Astrometric observations of outer Jovian satellites with the `Saturn' telescope. First results
M. Yu. Khovritchev,A. P. Ershova,I. A. Balyaev,D. A. Bikulova,I. S. Izmailov,E. A. Roshchina,V. V. Petjur,A. A. Shumilov,L. A. Maksimova,K. I. Oskina,A. A. Apetyan,A. M. Kulikova
Physics , 2015,
Abstract: The one-meter telescope-reflector `Saturn' (D=1 m, F = 4 m) was partially renovated at the Pulkovo observatory at the end of 2014. The telescope was equipped by CCD camera S2C with 14x14 arcmin field of view and 824 mas per pix scale. The observations of outer Jovian satellites have been performed in a test mode since January 2015. The exposure time of 30 seconds allows us to obtain images of stars up to magnitude 19.5 with the present state of the mirror and the equipment. The observations of outer Jovian satellites have been performed during testing period.

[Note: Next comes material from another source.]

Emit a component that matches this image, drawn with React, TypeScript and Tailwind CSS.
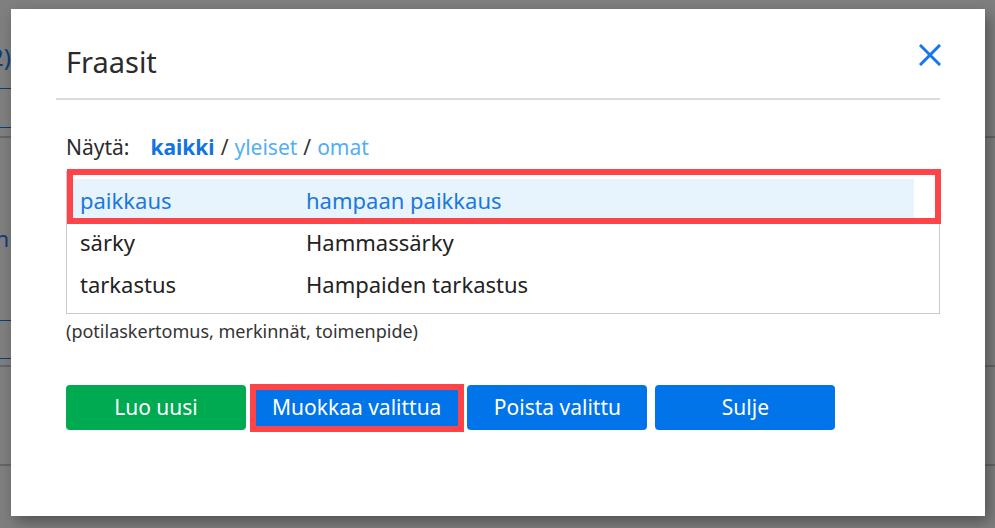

These objects are interesting targets because their astrometric observations required to improve ephemeris and dynamic studies. Satellites positions have been determined on the basis of CCD images obtained within 6 nights. Astrometric reduction is performed by linear method using HCRF/UCAC4 and HCRF/URAT1. Internal accuracy of satellites positions has been estimated as 20 - 100 mas. The absolute values of residuals O-C do not exceed 100 mas in most cases. The independent tests have been carried out by the direct comparison with the results of observations of the Jovian satellite Himalia performed simultaneously by the Normal astrograph (the largest difference was 113 mas). This work has been partially supported by RFBR (12-02-00675-a) and the 22 Program of RAS Praesidium.